____ SUPPLIED RECORDS

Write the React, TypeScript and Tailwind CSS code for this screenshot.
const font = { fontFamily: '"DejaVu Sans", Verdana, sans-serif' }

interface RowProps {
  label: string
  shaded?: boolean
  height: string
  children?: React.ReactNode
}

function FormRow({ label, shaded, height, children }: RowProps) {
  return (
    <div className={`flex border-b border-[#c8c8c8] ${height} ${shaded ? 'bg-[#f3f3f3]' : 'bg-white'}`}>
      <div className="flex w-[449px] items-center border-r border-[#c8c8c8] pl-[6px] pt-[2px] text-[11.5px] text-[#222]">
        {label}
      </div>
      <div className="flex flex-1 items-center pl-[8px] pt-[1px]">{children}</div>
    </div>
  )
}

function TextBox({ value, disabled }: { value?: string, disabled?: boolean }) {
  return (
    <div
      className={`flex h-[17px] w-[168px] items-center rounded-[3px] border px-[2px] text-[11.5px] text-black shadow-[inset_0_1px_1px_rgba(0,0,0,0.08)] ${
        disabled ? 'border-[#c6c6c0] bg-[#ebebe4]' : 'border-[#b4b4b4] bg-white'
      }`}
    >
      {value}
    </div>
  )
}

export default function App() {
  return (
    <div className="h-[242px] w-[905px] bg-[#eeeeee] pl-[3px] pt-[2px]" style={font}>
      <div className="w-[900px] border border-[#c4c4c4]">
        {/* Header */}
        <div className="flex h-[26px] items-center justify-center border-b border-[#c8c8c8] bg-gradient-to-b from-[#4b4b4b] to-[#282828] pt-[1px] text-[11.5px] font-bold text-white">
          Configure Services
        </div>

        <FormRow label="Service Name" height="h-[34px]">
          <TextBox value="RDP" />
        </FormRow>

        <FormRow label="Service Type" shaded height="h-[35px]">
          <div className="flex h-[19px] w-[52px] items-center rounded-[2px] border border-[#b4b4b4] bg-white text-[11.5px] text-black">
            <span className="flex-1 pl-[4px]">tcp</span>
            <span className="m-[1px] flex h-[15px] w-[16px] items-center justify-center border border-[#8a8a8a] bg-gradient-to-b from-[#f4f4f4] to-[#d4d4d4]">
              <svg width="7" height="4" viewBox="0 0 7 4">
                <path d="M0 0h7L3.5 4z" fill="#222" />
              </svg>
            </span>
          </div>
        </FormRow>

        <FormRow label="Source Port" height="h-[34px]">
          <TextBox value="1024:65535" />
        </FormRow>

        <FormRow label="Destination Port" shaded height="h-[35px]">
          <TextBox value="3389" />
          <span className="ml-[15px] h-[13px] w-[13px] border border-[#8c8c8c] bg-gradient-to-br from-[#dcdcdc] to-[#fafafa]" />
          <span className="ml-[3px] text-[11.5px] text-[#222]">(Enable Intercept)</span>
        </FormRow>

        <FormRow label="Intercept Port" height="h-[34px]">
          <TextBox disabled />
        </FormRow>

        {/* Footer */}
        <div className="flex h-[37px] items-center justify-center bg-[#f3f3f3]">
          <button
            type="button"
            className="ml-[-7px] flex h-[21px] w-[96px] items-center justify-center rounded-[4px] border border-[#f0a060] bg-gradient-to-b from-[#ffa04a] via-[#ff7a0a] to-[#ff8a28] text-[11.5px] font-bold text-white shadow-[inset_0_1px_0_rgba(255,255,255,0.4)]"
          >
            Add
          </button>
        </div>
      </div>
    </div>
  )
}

________
____ SUPPLIED RECORDS

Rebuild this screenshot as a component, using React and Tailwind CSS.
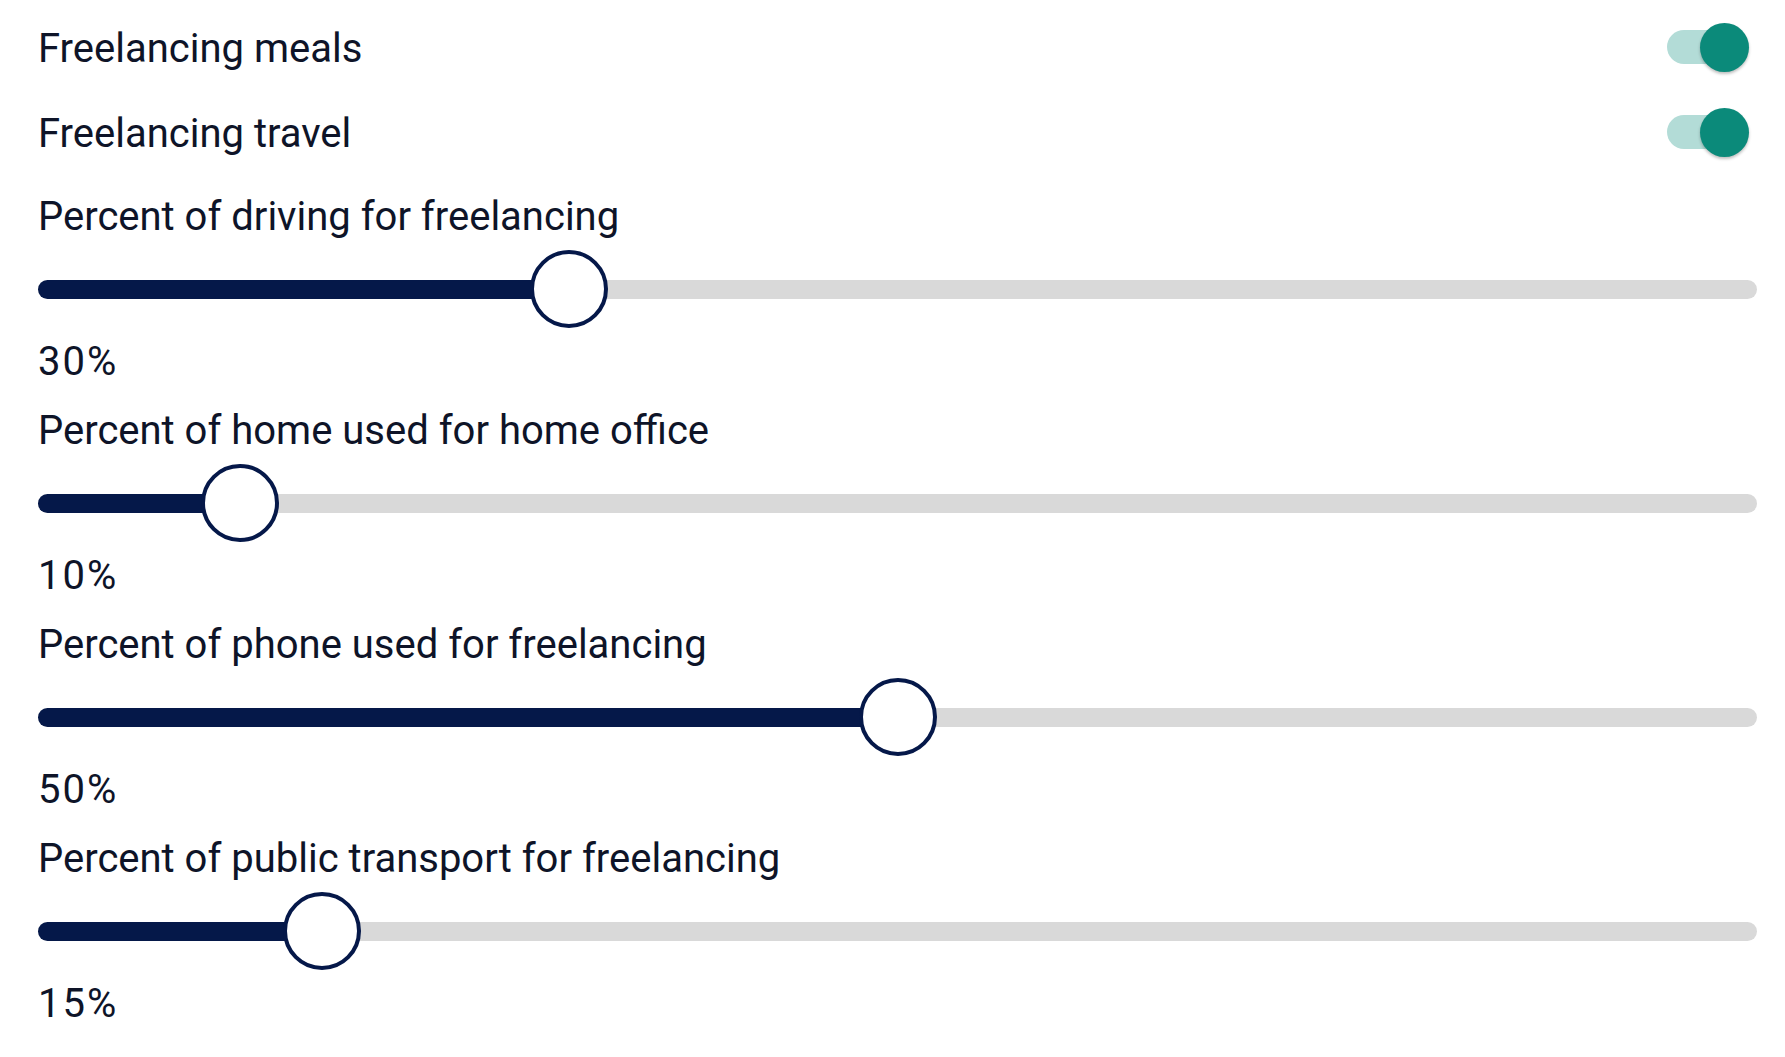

________

**TO DO**: Where a line above includes "this", copy that line.

**FINAL RESULT**:
Write the React, TypeScript and Tailwind CSS code for this screenshot.
Rebuild this screenshot as a component, using React and Tailwind CSS.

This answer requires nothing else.